See Saw Margery Daw,
Jacky shall have a new master;
Jacky shall earn but a penny a day,
Because he can’t work any faster.
The first reference to this rhyme is 1640. It describes an iron law that payment must be related to productivity. This is inevitably so for the economy as a whole, and is even conceded by many of the politicians and IR experts who foster legal machinery to boost workers’ earnings above those that would emerge in a competitive market.
The case rests on ‘market failure’.
The term is bandied about regularly by those who see imperfect outcomes and those who want to change the benefits different parties obtain from market transactions. But this fails to recognise the ‘government failures’ that emerge from alternative approaches.
In fact, labour market failure only truly occurs when there is a form of monopoly in place. Given the hundreds of thousands of different hirers and millions of workers there are very few areas of natural monopoly. These are confined to the labour supply where workers with highly specific skills or talents like rock stars, pipeline welders, and IT systems engineers, (all of whom generally command high remuneration levels). There are however areas where monopolies can be fashioned by preventing market entry, but this requires government policy or acquiescence.

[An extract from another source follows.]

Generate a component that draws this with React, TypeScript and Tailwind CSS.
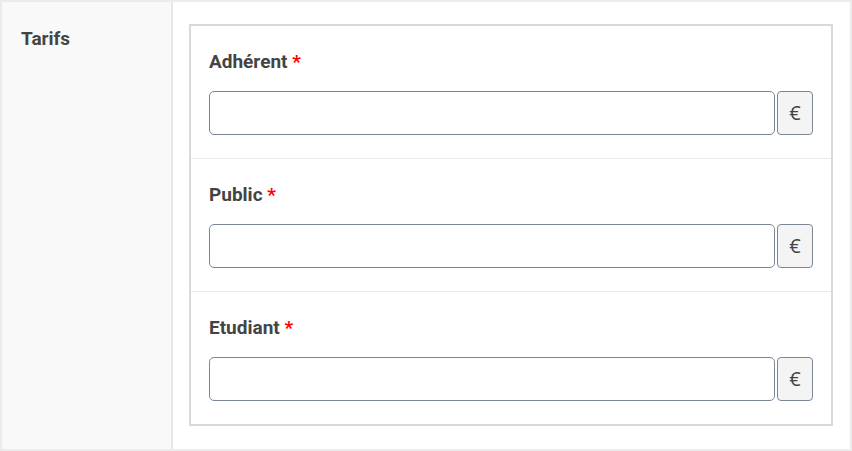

The most notorious area of effective monopoly restraint is in building and construction where violence is used to prevent non-unionised workers offering their services and standover tactics are used against employers who seek to break the union-imposed monopoly. The elevated level of wages and other costs creates a 30 per cent cost premium, a premium that is absent from the non-unionised house building sector.
Under Australia’s IR system, thousands of ‘awards’ determine the remuneration of about 20 per cent of employees (30 years ago it was 80 per cent); registered collective agreements set the wages for a further 40 per cent with individual agreements covering the remaining 40 per cent. Although the average employee earns about a third more than the Award rates, in many areas the Award is the paid rate.
Political attention has focused on different payments for the same job. A union campaign pointed to some airline cabin staff doing the same job on the same plane as others but earning only half as much. Senator Roberts cited mining workers getting paid a $40,000-a-year difference depending on whether they were employed directly or through labour hire. Describing this as ‘wage theft’, he introduced the Fair Work Amendment in 2022 to bring labour hire workers pay levels to the same or greater than directly employed workers. His objective was to overcome ‘a failure of balanced market power’.
These are among countless other examples of apparently anomalous wage outcomes but in all cases the parties involved accepted the contracts willingly. Criticism is targeted at the employer paying some workers less than others – in no cases is there a suggestion that the higher earners are ripping off the employer!
The firm doing the hiring will seek to minimise its outlays. If it is cheaper to do so through contractors that will be the preferred route. In practice, most firms would want a balance between ‘permanent’ employees and workers hired under more flexible contracts. If the contractors do not obtain a premium wage to compensate for losing out on holiday pay loadings and other benefits this means the ‘permanent’ employees’ wages have been pushed above their market rate. Naturally, the workers getting lower remuneration will be envious of their more fortunate fellow workers
The government has now passed the two ‘Closing Loopholes’ Acts. Central to them is ‘same job, same pay’ for labour hire workers and enhanced workplace delegate rights including rights over prospective union members. Yielding to pressures, Qantas is levelling up its different wage settings at a reported annual cost to profits of $60 million.
Aside from loading the dice against employers, the Act introduces additional costs of complexity. In this respect, Freehills quips, ‘Make friends with a good IR lawyer – you will need them.’ The additional costs bring no corresponding economy-wide benefits.
And the ACTU is moving to its next agenda item: scrapping youth wages, illustrating a mindset that the level of wages has no effect on employment levels and no relationship to the productivity of those receiving them.
As the Closing Loopholes Act cannot conceivably have a positive effect on productivity, its goal of re-weighing the labour market outcomes can only be brought about by lowering profits. To the extent that this is successful, it would mean lower new investment levels and further reducing productivity.
For the ALP politicians and the unions, the key issue is to reverse the decline in union membership – down to about 8 per cent in the private sector – by forcing a de facto unionisation of the gig/contractor workforce. Union funding of the ALP, directly and indirectly, gives it a commanding advantage in terms of electoral marketing and one that is being eroded.
Labor’s IR policy adds to other productivity-suppressing economic policies put in place to foster support amongst sections of the economy. These include weaponising environmental regulations to prevent new mining, (while emasculating environmental protections in the case of wind and solar energy); subsidising wind, solar and green hydrogen; and squeezing irrigators’ water availability. The early outcome has been six quarters of declining national productivity.